**STATED PROBLEM**
Determine which lines of the records include the word "this", and copy them.

**Records with interface code**
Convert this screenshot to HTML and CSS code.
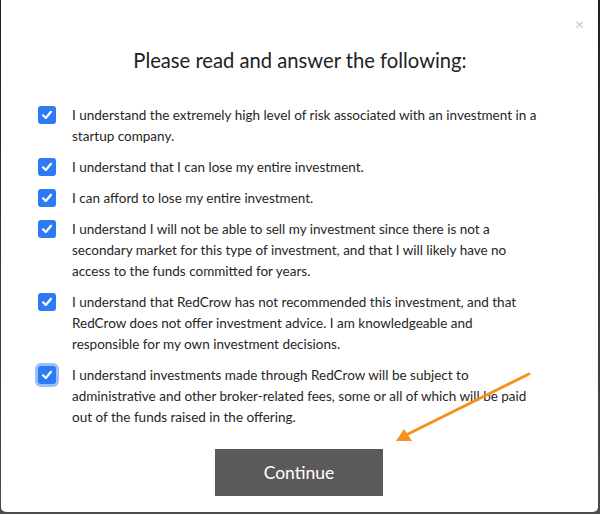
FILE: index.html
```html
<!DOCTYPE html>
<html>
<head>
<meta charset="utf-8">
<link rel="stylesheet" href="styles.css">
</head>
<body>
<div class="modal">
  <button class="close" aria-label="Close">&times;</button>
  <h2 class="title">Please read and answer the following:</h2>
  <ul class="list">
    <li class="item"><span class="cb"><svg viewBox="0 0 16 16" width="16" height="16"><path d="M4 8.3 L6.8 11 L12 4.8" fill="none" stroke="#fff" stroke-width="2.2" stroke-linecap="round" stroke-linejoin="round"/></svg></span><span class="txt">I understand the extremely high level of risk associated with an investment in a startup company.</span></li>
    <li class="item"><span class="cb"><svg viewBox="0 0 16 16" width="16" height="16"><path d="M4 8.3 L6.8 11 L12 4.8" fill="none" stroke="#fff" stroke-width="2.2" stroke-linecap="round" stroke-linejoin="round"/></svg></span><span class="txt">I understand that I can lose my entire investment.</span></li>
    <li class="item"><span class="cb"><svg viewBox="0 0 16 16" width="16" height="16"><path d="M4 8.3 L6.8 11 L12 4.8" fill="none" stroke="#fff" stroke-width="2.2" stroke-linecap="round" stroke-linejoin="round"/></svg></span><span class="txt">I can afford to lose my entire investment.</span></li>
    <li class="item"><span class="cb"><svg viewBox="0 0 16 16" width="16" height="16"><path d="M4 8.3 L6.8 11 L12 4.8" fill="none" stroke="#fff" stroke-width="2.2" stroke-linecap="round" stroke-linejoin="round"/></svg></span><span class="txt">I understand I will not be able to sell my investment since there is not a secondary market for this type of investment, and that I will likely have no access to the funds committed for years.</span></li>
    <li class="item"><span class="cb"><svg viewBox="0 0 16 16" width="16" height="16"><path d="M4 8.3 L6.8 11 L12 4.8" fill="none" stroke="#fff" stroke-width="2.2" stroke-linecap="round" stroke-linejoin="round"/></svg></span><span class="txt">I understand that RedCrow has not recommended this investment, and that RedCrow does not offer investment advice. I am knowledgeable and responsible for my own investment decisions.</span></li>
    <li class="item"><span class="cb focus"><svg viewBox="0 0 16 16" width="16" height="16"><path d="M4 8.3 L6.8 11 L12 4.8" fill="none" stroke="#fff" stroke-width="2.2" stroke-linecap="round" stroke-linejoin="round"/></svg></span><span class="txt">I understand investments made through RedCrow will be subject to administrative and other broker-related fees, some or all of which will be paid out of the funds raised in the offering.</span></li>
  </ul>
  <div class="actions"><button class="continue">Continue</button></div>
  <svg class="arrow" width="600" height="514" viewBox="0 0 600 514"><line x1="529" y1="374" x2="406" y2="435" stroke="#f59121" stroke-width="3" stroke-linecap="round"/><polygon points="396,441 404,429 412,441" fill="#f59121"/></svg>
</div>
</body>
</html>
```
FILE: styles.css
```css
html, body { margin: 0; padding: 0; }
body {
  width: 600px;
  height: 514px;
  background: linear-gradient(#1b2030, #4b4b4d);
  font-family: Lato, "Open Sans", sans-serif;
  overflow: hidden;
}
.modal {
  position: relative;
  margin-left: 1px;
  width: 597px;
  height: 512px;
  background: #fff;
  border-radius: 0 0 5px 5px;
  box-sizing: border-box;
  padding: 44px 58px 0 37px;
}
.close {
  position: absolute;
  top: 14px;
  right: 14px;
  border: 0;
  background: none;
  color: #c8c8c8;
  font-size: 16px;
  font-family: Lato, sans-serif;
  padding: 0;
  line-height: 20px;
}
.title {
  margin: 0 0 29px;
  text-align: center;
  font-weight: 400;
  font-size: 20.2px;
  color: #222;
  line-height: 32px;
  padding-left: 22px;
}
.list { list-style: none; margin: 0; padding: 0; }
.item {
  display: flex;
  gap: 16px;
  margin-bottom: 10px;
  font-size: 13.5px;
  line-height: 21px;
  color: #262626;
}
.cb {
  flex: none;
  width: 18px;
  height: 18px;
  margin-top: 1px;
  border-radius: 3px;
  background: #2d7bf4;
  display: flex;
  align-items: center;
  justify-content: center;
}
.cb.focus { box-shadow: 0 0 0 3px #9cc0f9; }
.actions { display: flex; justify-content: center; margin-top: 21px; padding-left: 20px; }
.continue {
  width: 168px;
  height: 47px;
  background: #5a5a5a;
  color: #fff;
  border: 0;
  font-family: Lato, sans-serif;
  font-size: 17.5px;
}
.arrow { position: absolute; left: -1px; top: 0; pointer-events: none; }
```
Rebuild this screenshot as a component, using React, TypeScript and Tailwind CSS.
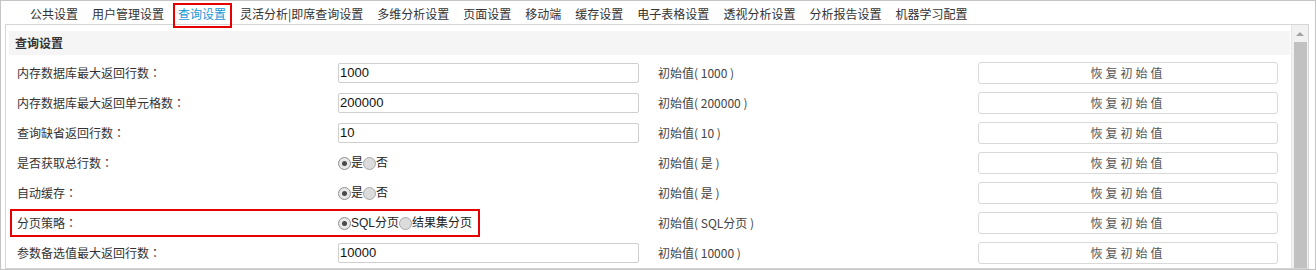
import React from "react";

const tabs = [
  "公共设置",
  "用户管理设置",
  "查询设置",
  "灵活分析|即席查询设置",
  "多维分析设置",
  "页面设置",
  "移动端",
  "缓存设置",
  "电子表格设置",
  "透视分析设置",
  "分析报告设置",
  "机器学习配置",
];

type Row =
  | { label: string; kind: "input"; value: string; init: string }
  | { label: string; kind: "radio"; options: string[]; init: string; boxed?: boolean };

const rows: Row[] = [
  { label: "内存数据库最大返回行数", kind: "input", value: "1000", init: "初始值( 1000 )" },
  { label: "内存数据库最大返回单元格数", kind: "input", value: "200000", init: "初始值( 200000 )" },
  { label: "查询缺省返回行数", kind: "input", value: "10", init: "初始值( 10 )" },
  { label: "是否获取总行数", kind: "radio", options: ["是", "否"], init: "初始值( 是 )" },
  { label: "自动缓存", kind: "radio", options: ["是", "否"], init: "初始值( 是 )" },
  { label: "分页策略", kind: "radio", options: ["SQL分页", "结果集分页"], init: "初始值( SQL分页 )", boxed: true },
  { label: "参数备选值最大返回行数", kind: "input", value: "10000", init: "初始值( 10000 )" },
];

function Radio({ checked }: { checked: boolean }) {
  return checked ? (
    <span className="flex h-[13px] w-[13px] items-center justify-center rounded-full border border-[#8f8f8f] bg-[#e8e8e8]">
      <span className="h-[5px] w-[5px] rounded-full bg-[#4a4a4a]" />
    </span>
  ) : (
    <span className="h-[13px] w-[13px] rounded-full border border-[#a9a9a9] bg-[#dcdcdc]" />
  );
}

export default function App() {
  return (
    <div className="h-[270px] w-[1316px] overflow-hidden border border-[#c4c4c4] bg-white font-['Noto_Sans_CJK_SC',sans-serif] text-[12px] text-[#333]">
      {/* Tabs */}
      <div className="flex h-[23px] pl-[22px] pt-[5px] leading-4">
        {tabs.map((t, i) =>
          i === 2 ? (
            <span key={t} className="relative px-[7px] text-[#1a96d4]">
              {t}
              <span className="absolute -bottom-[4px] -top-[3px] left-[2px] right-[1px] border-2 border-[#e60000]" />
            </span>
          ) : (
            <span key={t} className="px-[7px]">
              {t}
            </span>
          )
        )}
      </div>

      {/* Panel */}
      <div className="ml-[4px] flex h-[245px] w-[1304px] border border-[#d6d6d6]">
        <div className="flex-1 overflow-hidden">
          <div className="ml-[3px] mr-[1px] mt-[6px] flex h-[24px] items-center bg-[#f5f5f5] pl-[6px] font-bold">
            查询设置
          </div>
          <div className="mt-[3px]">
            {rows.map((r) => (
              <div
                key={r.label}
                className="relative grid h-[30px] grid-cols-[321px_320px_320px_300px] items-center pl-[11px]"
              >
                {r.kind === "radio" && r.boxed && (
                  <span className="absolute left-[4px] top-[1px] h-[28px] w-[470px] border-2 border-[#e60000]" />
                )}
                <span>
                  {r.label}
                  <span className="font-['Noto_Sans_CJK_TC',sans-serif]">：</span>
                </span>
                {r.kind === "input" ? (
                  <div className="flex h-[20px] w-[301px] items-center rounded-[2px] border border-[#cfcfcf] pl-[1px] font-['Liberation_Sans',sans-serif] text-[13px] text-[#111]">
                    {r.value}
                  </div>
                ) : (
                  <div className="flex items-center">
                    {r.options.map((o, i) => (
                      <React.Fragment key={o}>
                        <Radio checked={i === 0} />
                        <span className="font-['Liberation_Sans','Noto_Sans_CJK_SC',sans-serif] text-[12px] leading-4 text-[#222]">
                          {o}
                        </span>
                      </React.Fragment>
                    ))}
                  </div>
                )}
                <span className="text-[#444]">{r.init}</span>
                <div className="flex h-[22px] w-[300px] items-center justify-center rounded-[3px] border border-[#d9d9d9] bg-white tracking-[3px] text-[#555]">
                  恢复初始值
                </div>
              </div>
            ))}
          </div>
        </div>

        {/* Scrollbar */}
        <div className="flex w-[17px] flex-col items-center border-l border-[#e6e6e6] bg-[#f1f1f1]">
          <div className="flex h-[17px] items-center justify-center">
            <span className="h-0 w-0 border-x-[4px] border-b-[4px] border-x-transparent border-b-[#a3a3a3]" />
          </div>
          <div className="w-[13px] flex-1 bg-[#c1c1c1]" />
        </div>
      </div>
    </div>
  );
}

**OUTPUT OF THE EXERCISE**
Convert this screenshot to HTML and CSS code.
    <li class="item"><span class="cb"><svg viewBox="0 0 16 16" width="16" height="16"><path d="M4 8.3 L6.8 11 L12 4.8" fill="none" stroke="#fff" stroke-width="2.2" stroke-linecap="round" stroke-linejoin="round"/></svg></span><span class="txt">I understand I will not be able to sell my investment since there is not a secondary market for this type of investment, and that I will likely have no access to the funds committed for years.</span></li>
    <li class="item"><span class="cb"><svg viewBox="0 0 16 16" width="16" height="16"><path d="M4 8.3 L6.8 11 L12 4.8" fill="none" stroke="#fff" stroke-width="2.2" stroke-linecap="round" stroke-linejoin="round"/></svg></span><span class="txt">I understand that RedCrow has not recommended this investment, and that RedCrow does not offer investment advice. I am knowledgeable and responsible for my own investment decisions.</span></li>
Rebuild this screenshot as a component, using React, TypeScript and Tailwind CSS.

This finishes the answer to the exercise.